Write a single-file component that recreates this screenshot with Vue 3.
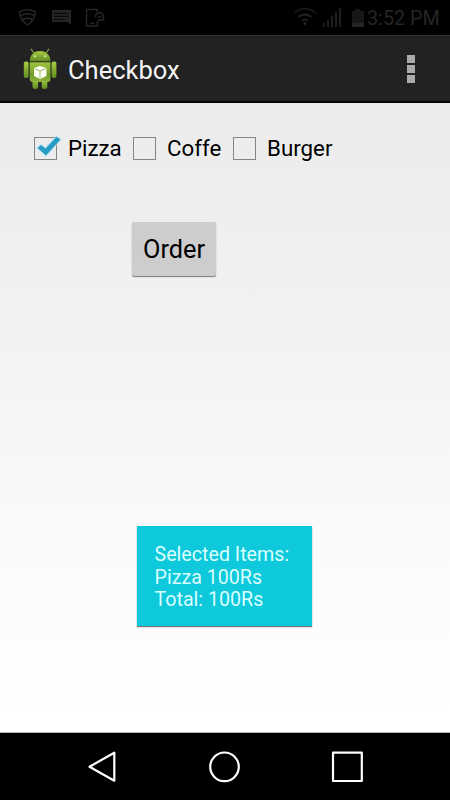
<script setup>
import { reactive } from 'vue'

const items = reactive([
  { name: 'Pizza', key: 'pizza', checked: true },
  { name: 'Coffe', key: 'coffe', checked: false },
  { name: 'Burger', key: 'burger', checked: false },
])
</script>

<template>
  <div class="screen">
    <div class="status">
      <svg class="status-left" viewBox="0 0 120 36" fill="none" stroke="#252525" stroke-width="1.5">
        <path d="M19.5 12Q27.5 7.5 35.5 12Q35 20 27.5 25Q20 20 19.5 12Z M21 15.5Q27.5 12 34 15.5 M23 19.5Q27.5 17 32 19.5" />
        <path d="M52 10H71V25L67.5 22H52Z" fill="#252525" stroke="none" />
        <path d="M54 13.3H69 M54 16.3H69 M54 19.3H65" stroke="#050505" stroke-width="1" />
        <path d="M97 12V9.5H86.5V26H97.5V21 M90 23.5H94" />
        <path d="M95.500 17.500V15.500Q99.500 9.500 103.500 15.500V20H98" />
        <path d="M98 17H101.500" />
      </svg>
      <div class="status-right">
        <svg class="signals" viewBox="0 0 72 36" fill="none" stroke="#222" stroke-width="1.800">
          <path d="M0 13Q11 4.5 22 13" stroke="#161616" />
          <path d="M4.5 17Q11 12 17.5 17 M8 20.5Q11 18.5 14 20.5" />
          <circle cx="11" cy="23.5" r="1.5" fill="#252525" stroke="none" />
          <path d="M30 23V27 M34 20V27 M38 16V27 M42 12V27 M46 8V27" />
          <path d="M58 11H61V9H66V11H70V27H58Z" fill="#171717" stroke="none" />
          <path d="M58 23H70V27H58Z" fill="#252525" stroke="none" />
        </svg>
        <span class="time">3:52 PM</span>
      </div>
    </div>
    <header class="bar">
      <svg class="robot" viewBox="0 0 36 42">
        <defs>
          <linearGradient id="skin" x1="0" y1="0" x2="0" y2="1">
            <stop offset="0" stop-color="#a9cc45" /><stop offset="1" stop-color="#608c20" />
          </linearGradient>
          <linearGradient id="torso" x1="0" y1="0" x2="0" y2="1">
            <stop offset="0" stop-color="#9dc43c" /><stop offset=".65" stop-color="#719e29" /><stop offset="1" stop-color="#8cb43e" />
          </linearGradient>
        </defs>
        <path d="M11.5 4.5L9.2 1.2 M24.5 4.5L26.8 1.2" stroke="#799c37" stroke-width="1.3" stroke-linecap="round" />
        <path d="M7.7 13.2C8 6 13 3 18 3S28.200 6 28.500 13.200Z" fill="url(#skin)" />
        <circle cx="13" cy="8.300" r="1" fill="#e4f2b8" /><circle cx="23.200" cy="8.300" r="1" fill="#e4f2b8" />
        <rect x="1.800" y="13.500" width="4.800" height="16.500" rx="2" fill="url(#skin)" />
        <rect x="29.600" y="13.500" width="4.800" height="16.500" rx="2" fill="url(#skin)" />
        <rect x="10.500" y="30" width="5.600" height="11" rx="2.500" fill="url(#skin)" />
        <rect x="19.700" y="30" width="5.600" height="11" rx="2.500" fill="url(#skin)" />
        <path d="M7.700 14.200H28.500V31Q28.500 34 25.500 34H10.700Q7.700 34 7.700 31Z" fill="url(#torso)" />
        <path d="M12 20L18 18L24.500 20V28L18 31L12 28Z" fill="#fffef5" />
        <path d="M12.500 20.500L18 23L24 20.500 M18 23V30" fill="none" stroke="#9fb86b" stroke-width="1" />
      </svg>
      <h1>Checkbox</h1>
      <button class="more" aria-label="More options"><i></i><i></i><i></i></button>
    </header>
    <main>
      <div class="choices">
        <label v-for="item in items" :key="item.key" :class="['choice', item.key]">
          <input v-model="item.checked" type="checkbox">
          <span class="box">
            <svg v-if="item.checked" viewBox="0 0 32 30">
              <path d="M5.500 14L9 11L13.500 14.500L24.500 2.800L28.500 5.500L14 21.500Z" fill="none" stroke="#b9e5f5" stroke-width="3" opacity=".55" />
              <path d="M5.500 14L9 11L13.500 14.500L24.500 2.800L28.500 5.500L14 21.500Z" fill="#269dc4" />
            </svg>
          </span>
          <span class="name">{{ item.name }}</span>
        </label>
      </div>
      <button class="order">Order</button>
      <div class="toast">
        <div class="heading">Selected Items:</div>
        <div>Pizza 100Rs</div>
        <div>Total: 100Rs</div>
      </div>
    </main>
    <nav>
      <svg viewBox="0 0 450 67" fill="none" stroke="#fff" stroke-width="2.200" stroke-linejoin="round">
        <path d="M89.500 33.700L114.300 19.700V47.700Z" />
        <circle cx="224.500" cy="33.800" r="14.300" />
        <rect x="333" y="19.700" width="28.800" height="28.300" />
      </svg>
    </nav>
  </div>
</template>

<style>
body { margin: 0; }
</style>

<style scoped>
* { box-sizing: border-box; }
.screen { width: 450px; height: 800px; display: flex; flex-direction: column; overflow: hidden; font-family: Roboto, "Liberation Sans", sans-serif; color: #000; }
.status { height: 35px; flex: none; display: flex; justify-content: space-between; background: #000; color: #252525; }
.status-left { width: 120px; height: 36px; }
.status-right { display: flex; width: 156px; }
.signals { width: 72px; height: 36px; flex: none; }
.time { font-size: 19.800px; line-height: 37px; margin-left: 1px; white-space: nowrap; }
.bar { height: 68px; flex: none; display: flex; align-items: flex-start; background: #222; border-top: 1px solid #303030; border-bottom: 2px solid #050505; color: #f3f3f3; }
.robot { width: 36px; height: 42px; margin: 12px 0 0 22px; flex: none; }
h1 { margin: 0 0 0 10px; font-size: 25.500px; font-weight: 400; line-height: 69px; height: 65px; }
.more { display: flex; flex-direction: column; gap: 2px; padding: 0; margin: 19px 35px 0 auto; border: 0; background: none; }
.more i { width: 8px; height: 8px; background: #aaa; }
main { height: 630px; flex: none; display: flex; flex-direction: column; background: linear-gradient(#ebebeb, #f2f2f2 35%, #fafafa 68%, #fff 96%); border-bottom: 1px solid #bbb; }
.choices { display: flex; height: 30px; margin: 30px 0 0 34px; }
.choice { display: flex; align-items: center; flex: none; font-size: 22.300px; line-height: 30px; }
.pizza { width: 99px; }
.coffe { width: 100px; }
input { appearance: none; width: 0; height: 0; margin: 0; }
.box { width: 23px; height: 23px; flex: none; border: 1px solid #858585; margin-right: 11px; }
.box svg { display: block; width: 32px; height: 30px; margin: -4px 0 0 -3px; }
.order { width: 84px; height: 54px; flex: none; margin: 59px 0 0 132px; padding: 0; border: 0; border-radius: 2px; background: #cdcdcd; box-shadow: 0 1px 1px #777; color: #000; font: 25.300px/55px Roboto, "Liberation Sans", sans-serif; }
.toast { width: 175px; height: 100px; flex: none; margin: 250px 0 0 137px; padding: 18px 0 0 17.500px; background: #0ec8db; box-shadow: 0 1px 1px #777; color: #d9ffff; font-size: 19.650px; line-height: 22.500px; white-space: nowrap; }
nav { height: 67px; flex: none; background: #000; }
nav svg { display: block; width: 450px; height: 67px; }
</style>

▬▬▬▬▬▬▬▬▬▬

:: Task requirements ::
Copy the data word for word. Pictures do not go in the copy.

:: Task result ::
Write a single-file component that recreates this screenshot with Vue 3.
<script setup>
import { reactive } from 'vue'

const items = reactive([
  { name: 'Pizza', key: 'pizza', checked: true },
  { name: 'Coffe', key: 'coffe', checked: false },
  { name: 'Burger', key: 'burger', checked: false },
])
</script>

<template>
  <div class="screen">
    <div class="status">
      <svg class="status-left" viewBox="0 0 120 36" fill="none" stroke="#252525" stroke-width="1.5">
        <path d="M19.5 12Q27.5 7.5 35.5 12Q35 20 27.5 25Q20 20 19.5 12Z M21 15.5Q27.5 12 34 15.5 M23 19.5Q27.5 17 32 19.5" />
        <path d="M52 10H71V25L67.5 22H52Z" fill="#252525" stroke="none" />
        <path d="M54 13.3H69 M54 16.3H69 M54 19.3H65" stroke="#050505" stroke-width="1" />
        <path d="M97 12V9.5H86.5V26H97.5V21 M90 23.5H94" />
        <path d="M95.500 17.500V15.500Q99.500 9.500 103.500 15.500V20H98" />
        <path d="M98 17H101.500" />
      </svg>
      <div class="status-right">
        <svg class="signals" viewBox="0 0 72 36" fill="none" stroke="#222" stroke-width="1.800">
          <path d="M0 13Q11 4.5 22 13" stroke="#161616" />
          <path d="M4.5 17Q11 12 17.5 17 M8 20.5Q11 18.5 14 20.5" />
          <circle cx="11" cy="23.5" r="1.5" fill="#252525" stroke="none" />
          <path d="M30 23V27 M34 20V27 M38 16V27 M42 12V27 M46 8V27" />
          <path d="M58 11H61V9H66V11H70V27H58Z" fill="#171717" stroke="none" />
          <path d="M58 23H70V27H58Z" fill="#252525" stroke="none" />
        </svg>
        <span class="time">3:52 PM</span>
      </div>
    </div>
    <header class="bar">
      <svg class="robot" viewBox="0 0 36 42">
        <defs>
          <linearGradient id="skin" x1="0" y1="0" x2="0" y2="1">
            <stop offset="0" stop-color="#a9cc45" /><stop offset="1" stop-color="#608c20" />
          </linearGradient>
          <linearGradient id="torso" x1="0" y1="0" x2="0" y2="1">
            <stop offset="0" stop-color="#9dc43c" /><stop offset=".65" stop-color="#719e29" /><stop offset="1" stop-color="#8cb43e" />
          </linearGradient>
        </defs>
        <path d="M11.5 4.5L9.2 1.2 M24.5 4.5L26.8 1.2" stroke="#799c37" stroke-width="1.3" stroke-linecap="round" />
        <path d="M7.7 13.2C8 6 13 3 18 3S28.200 6 28.500 13.200Z" fill="url(#skin)" />
        <circle cx="13" cy="8.300" r="1" fill="#e4f2b8" /><circle cx="23.200" cy="8.300" r="1" fill="#e4f2b8" />
        <rect x="1.800" y="13.500" width="4.800" height="16.500" rx="2" fill="url(#skin)" />
        <rect x="29.600" y="13.500" width="4.800" height="16.500" rx="2" fill="url(#skin)" />
        <rect x="10.500" y="30" width="5.600" height="11" rx="2.500" fill="url(#skin)" />
        <rect x="19.700" y="30" width="5.600" height="11" rx="2.500" fill="url(#skin)" />
        <path d="M7.700 14.200H28.500V31Q28.500 34 25.500 34H10.700Q7.700 34 7.700 31Z" fill="url(#torso)" />
        <path d="M12 20L18 18L24.500 20V28L18 31L12 28Z" fill="#fffef5" />
        <path d="M12.500 20.500L18 23L24 20.500 M18 23V30" fill="none" stroke="#9fb86b" stroke-width="1" />
      </svg>
      <h1>Checkbox</h1>
      <button class="more" aria-label="More options"><i></i><i></i><i></i></button>
    </header>
    <main>
      <div class="choices">
        <label v-for="item in items" :key="item.key" :class="['choice', item.key]">
          <input v-model="item.checked" type="checkbox">
          <span class="box">
            <svg v-if="item.checked" viewBox="0 0 32 30">
              <path d="M5.500 14L9 11L13.500 14.500L24.500 2.800L28.500 5.500L14 21.500Z" fill="none" stroke="#b9e5f5" stroke-width="3" opacity=".55" />
              <path d="M5.500 14L9 11L13.500 14.500L24.500 2.800L28.500 5.500L14 21.500Z" fill="#269dc4" />
            </svg>
          </span>
          <span class="name">{{ item.name }}</span>
        </label>
      </div>
      <button class="order">Order</button>
      <div class="toast">
        <div class="heading">Selected Items:</div>
        <div>Pizza 100Rs</div>
        <div>Total: 100Rs</div>
      </div>
    </main>
    <nav>
      <svg viewBox="0 0 450 67" fill="none" stroke="#fff" stroke-width="2.200" stroke-linejoin="round">
        <path d="M89.500 33.700L114.300 19.700V47.700Z" />
        <circle cx="224.500" cy="33.800" r="14.300" />
        <rect x="333" y="19.700" width="28.800" height="28.300" />
      </svg>
    </nav>
  </div>
</template>

<style>
body { margin: 0; }
</style>

<style scoped>
* { box-sizing: border-box; }
.screen { width: 450px; height: 800px; display: flex; flex-direction: column; overflow: hidden; font-family: Roboto, "Liberation Sans", sans-serif; color: #000; }
.status { height: 35px; flex: none; display: flex; justify-content: space-between; background: #000; color: #252525; }
.status-left { width: 120px; height: 36px; }
.status-right { display: flex; width: 156px; }
.signals { width: 72px; height: 36px; flex: none; }
.time { font-size: 19.800px; line-height: 37px; margin-left: 1px; white-space: nowrap; }
.bar { height: 68px; flex: none; display: flex; align-items: flex-start; background: #222; border-top: 1px solid #303030; border-bottom: 2px solid #050505; color: #f3f3f3; }
.robot { width: 36px; height: 42px; margin: 12px 0 0 22px; flex: none; }
h1 { margin: 0 0 0 10px; font-size: 25.500px; font-weight: 400; line-height: 69px; height: 65px; }
.more { display: flex; flex-direction: column; gap: 2px; padding: 0; margin: 19px 35px 0 auto; border: 0; background: none; }
.more i { width: 8px; height: 8px; background: #aaa; }
main { height: 630px; flex: none; display: flex; flex-direction: column; background: linear-gradient(#ebebeb, #f2f2f2 35%, #fafafa 68%, #fff 96%); border-bottom: 1px solid #bbb; }
.choices { display: flex; height: 30px; margin: 30px 0 0 34px; }
.choice { display: flex; align-items: center; flex: none; font-size: 22.300px; line-height: 30px; }
.pizza { width: 99px; }
.coffe { width: 100px; }
input { appearance: none; width: 0; height: 0; margin: 0; }
.box { width: 23px; height: 23px; flex: none; border: 1px solid #858585; margin-right: 11px; }
.box svg { display: block; width: 32px; height: 30px; margin: -4px 0 0 -3px; }
.order { width: 84px; height: 54px; flex: none; margin: 59px 0 0 132px; padding: 0; border: 0; border-radius: 2px; background: #cdcdcd; box-shadow: 0 1px 1px #777; color: #000; font: 25.300px/55px Roboto, "Liberation Sans", sans-serif; }
.toast { width: 175px; height: 100px; flex: none; margin: 250px 0 0 137px; padding: 18px 0 0 17.500px; background: #0ec8db; box-shadow: 0 1px 1px #777; color: #d9ffff; font-size: 19.650px; line-height: 22.500px; white-space: nowrap; }
nav { height: 67px; flex: none; background: #000; }
nav svg { display: block; width: 450px; height: 67px; }
</style>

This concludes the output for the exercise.